What is asked |
Copy everything in the data below exactly except the pictures.

Dataset extract |
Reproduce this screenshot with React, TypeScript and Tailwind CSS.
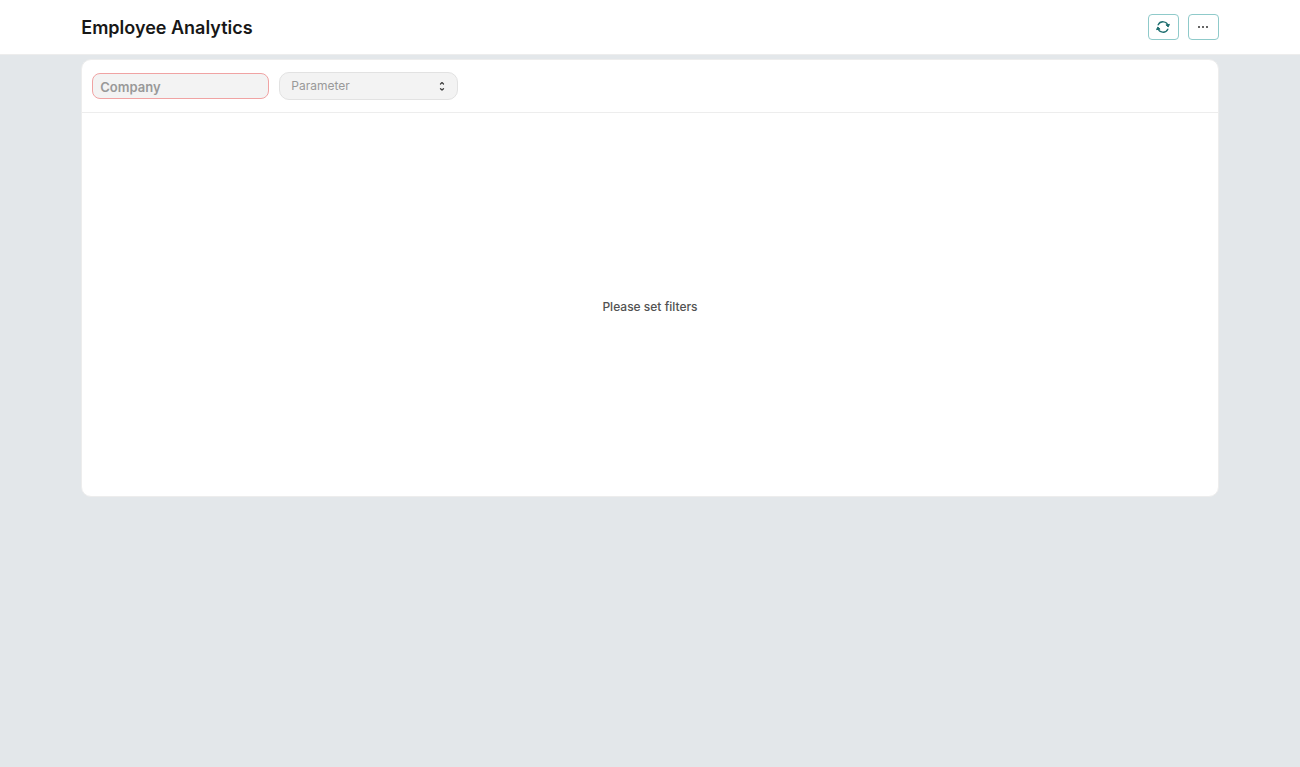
import { useState } from "react";

const parameters = ["Branch", "Grade", "Department", "Designation", "Employment Type"];

export default function App() {
  const [company, setCompany] = useState("");
  const [parameter, setParameter] = useState("");

  return (
    <div className="min-h-screen bg-[#e3e7ea] font-[Inter,sans-serif] text-[13px] text-[#525252]">
      <header className="border-b border-[#ededed] bg-white">
        <div className="mx-auto flex h-[54px] w-7/8 items-center justify-between">
          <h1 className="pt-0.5 text-lg font-semibold text-[#171717]">Employee Analytics</h1>
          <div className="flex gap-[9px]">
            <IconButton label="Refresh">
              <RefreshIcon />
            </IconButton>
            <IconButton label="Menu">
              <DotsIcon />
            </IconButton>
          </div>
        </div>
      </header>

      <main className="mx-auto mt-1 w-7/8 rounded-[10px] border border-[#ededed] bg-white">
        <form className="flex items-center gap-2.5 border-b border-[#ededed] px-2.5 py-3">
          <input
            type="text"
            aria-label="Company"
            placeholder="Company"
            value={company}
            onChange={(e) => setCompany(e.target.value)}
            className="h-[26px] w-[177px] rounded-lg border border-[#f0a3a3] bg-[#f3f3f3] px-[7px] pt-0.5 font-semibold text-[#383838] outline-none placeholder:text-[#999999]"
          />
          <div className="relative">
            <select
              aria-label="Parameter"
              value={parameter}
              onChange={(e) => setParameter(e.target.value)}
              className={`block h-7 w-[179px] appearance-none rounded-[10px] border border-[#e2e2e2] bg-[#f3f3f3] pr-7 pl-[11px] text-xs outline-none ${parameter ? "text-[#383838]" : "text-[#999999]"}`}
            >
              <option value="" disabled>
                Parameter
              </option>
              {parameters.map((p) => (
                <option key={p} value={p}>
                  {p}
                </option>
              ))}
            </select>
            <SelectIcon />
          </div>
        </form>

        <div className="flex h-[383px] items-center justify-center pt-1">
          <p className="text-xs font-medium">Please set filters</p>
        </div>
      </main>
    </div>
  );
}

function IconButton({ label, children }: { label: string; children: React.ReactNode }) {
  return (
    <button
      type="button"
      aria-label={label}
      className="flex h-[26px] w-[31px] items-center justify-center rounded-[4px] border border-[#8fcaca] bg-white hover:bg-[#f3fafa]"
    >
      {children}
    </button>
  );
}

function RefreshIcon() {
  return (
    <svg width="14" height="14" viewBox="0 0 14 14" fill="none" stroke="#1f6f70" strokeWidth="1.4" strokeLinecap="round" strokeLinejoin="round">
      <path d="M2.2 4.8A5.3 5.3 0 0 1 12.1 5.8" />
      <path d="M11.8 9.2A5.3 5.3 0 0 1 1.9 8.2" />
      <path d="M10.2 5.1 12.2 6.9 13.3 4.7Z" fill="#1f6f70" strokeWidth="1" />
      <path d="M3.8 8.9 1.8 7.1.7 9.3Z" fill="#1f6f70" strokeWidth="1" />
    </svg>
  );
}

function DotsIcon() {
  return (
    <svg width="12" height="12" viewBox="0 0 12 12" fill="#333333">
      <circle cx="2" cy="6" r="1" />
      <circle cx="6" cy="6" r="1" />
      <circle cx="10" cy="6" r="1" />
    </svg>
  );
}

function SelectIcon() {
  return (
    <svg className="pointer-events-none absolute top-2 right-2.5" width="12" height="12" viewBox="0 0 12 12" fill="none" stroke="#404040" strokeWidth="1.3" strokeLinecap="round" strokeLinejoin="round">
      <path d="M4.5 4 6 2.6 7.5 4" />
      <path d="M4.5 8.7 6 10.1 7.5 8.7" />
    </svg>
  );
}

Completed exercise |
Reproduce this screenshot with React, TypeScript and Tailwind CSS.
import { useState } from "react";

const parameters = ["Branch", "Grade", "Department", "Designation", "Employment Type"];

export default function App() {
  const [company, setCompany] = useState("");
  const [parameter, setParameter] = useState("");

  return (
    <div className="min-h-screen bg-[#e3e7ea] font-[Inter,sans-serif] text-[13px] text-[#525252]">
      <header className="border-b border-[#ededed] bg-white">
        <div className="mx-auto flex h-[54px] w-7/8 items-center justify-between">
          <h1 className="pt-0.5 text-lg font-semibold text-[#171717]">Employee Analytics</h1>
          <div className="flex gap-[9px]">
            <IconButton label="Refresh">
              <RefreshIcon />
            </IconButton>
            <IconButton label="Menu">
              <DotsIcon />
            </IconButton>
          </div>
        </div>
      </header>

      <main className="mx-auto mt-1 w-7/8 rounded-[10px] border border-[#ededed] bg-white">
        <form className="flex items-center gap-2.5 border-b border-[#ededed] px-2.5 py-3">
          <input
            type="text"
            aria-label="Company"
            placeholder="Company"
            value={company}
            onChange={(e) => setCompany(e.target.value)}
            className="h-[26px] w-[177px] rounded-lg border border-[#f0a3a3] bg-[#f3f3f3] px-[7px] pt-0.5 font-semibold text-[#383838] outline-none placeholder:text-[#999999]"
          />
          <div className="relative">
            <select
              aria-label="Parameter"
              value={parameter}
              onChange={(e) => setParameter(e.target.value)}
              className={`block h-7 w-[179px] appearance-none rounded-[10px] border border-[#e2e2e2] bg-[#f3f3f3] pr-7 pl-[11px] text-xs outline-none ${parameter ? "text-[#383838]" : "text-[#999999]"}`}
            >
              <option value="" disabled>
                Parameter
              </option>
              {parameters.map((p) => (
                <option key={p} value={p}>
                  {p}
                </option>
              ))}
            </select>
            <SelectIcon />
          </div>
        </form>

        <div className="flex h-[383px] items-center justify-center pt-1">
          <p className="text-xs font-medium">Please set filters</p>
        </div>
      </main>
    </div>
  );
}

function IconButton({ label, children }: { label: string; children: React.ReactNode }) {
  return (
    <button
      type="button"
      aria-label={label}
      className="flex h-[26px] w-[31px] items-center justify-center rounded-[4px] border border-[#8fcaca] bg-white hover:bg-[#f3fafa]"
    >
      {children}
    </button>
  );
}

function RefreshIcon() {
  return (
    <svg width="14" height="14" viewBox="0 0 14 14" fill="none" stroke="#1f6f70" strokeWidth="1.4" strokeLinecap="round" strokeLinejoin="round">
      <path d="M2.2 4.8A5.3 5.3 0 0 1 12.1 5.8" />
      <path d="M11.8 9.2A5.3 5.3 0 0 1 1.9 8.2" />
      <path d="M10.2 5.1 12.2 6.9 13.3 4.7Z" fill="#1f6f70" strokeWidth="1" />
      <path d="M3.8 8.9 1.8 7.1.7 9.3Z" fill="#1f6f70" strokeWidth="1" />
    </svg>
  );
}

function DotsIcon() {
  return (
    <svg width="12" height="12" viewBox="0 0 12 12" fill="#333333">
      <circle cx="2" cy="6" r="1" />
      <circle cx="6" cy="6" r="1" />
      <circle cx="10" cy="6" r="1" />
    </svg>
  );
}

function SelectIcon() {
  return (
    <svg className="pointer-events-none absolute top-2 right-2.5" width="12" height="12" viewBox="0 0 12 12" fill="none" stroke="#404040" strokeWidth="1.3" strokeLinecap="round" strokeLinejoin="round">
      <path d="M4.5 4 6 2.6 7.5 4" />
      <path d="M4.5 8.7 6 10.1 7.5 8.7" />
    </svg>
  );
}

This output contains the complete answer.